In emerging markets, currency markets are showing early stress as energy-importing economies weaken under the weight of rising oil prices. Egypt’s pound posted its biggest one-day drop in years to hit a record low (52.8 E£/USD) while other import-dependent economies across Asia and Africa are facing rising pressure on trade balances and subsidy budgets.

In equity markets, investors are rapidly turning more defensive. Hedge funds sharply increased short positions in US equity exchange-traded funds last week, according to Bloomberg citing Goldman Sachs prime brokerage data — one of the fastest buildups in bearish positioning in several years. The shift suggests investors are preparing for further volatility as rising oil prices revive concerns about inflation, growth, and the durability of the global equity rally.


Closing thoughts...

Over the past ten days, markets have moved from pricing a geopolitical risk premium to confronting a genuine supply shock. What began as a disruption to shipping routes in the Persian Gulf is now beginning to affect production itself, as storage constraints force major exporters to curtail output. And this all comes as the global economy was already entering a fragile moment. Growth in several major economies had begun to slow, and central banks were only starting to contemplate easing policy after two years of aggressive tightening. A sustained energy shock now threatens to complicate that trajectory by pushing inflation higher just as activity begins to soften.

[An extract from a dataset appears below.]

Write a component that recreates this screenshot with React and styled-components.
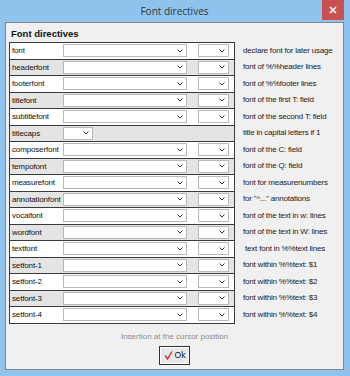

For investors and policymakers alike, the key variable is duration. Short disruptions tend to produce sharp but temporary spikes in commodity prices. Prolonged interruptions, however, can reshape supply chains, tighten fuel markets, and feed through into transportation, electricity, and industrial costs across the global economy. For now, markets are attempting to price both possibilities at once. But if tanker traffic through the Strait of Hormuz remains constrained and production cuts continue to spread across Gulf exporters, the question facing markets will shift from how high oil prices can go to how long the global economy can absorb them.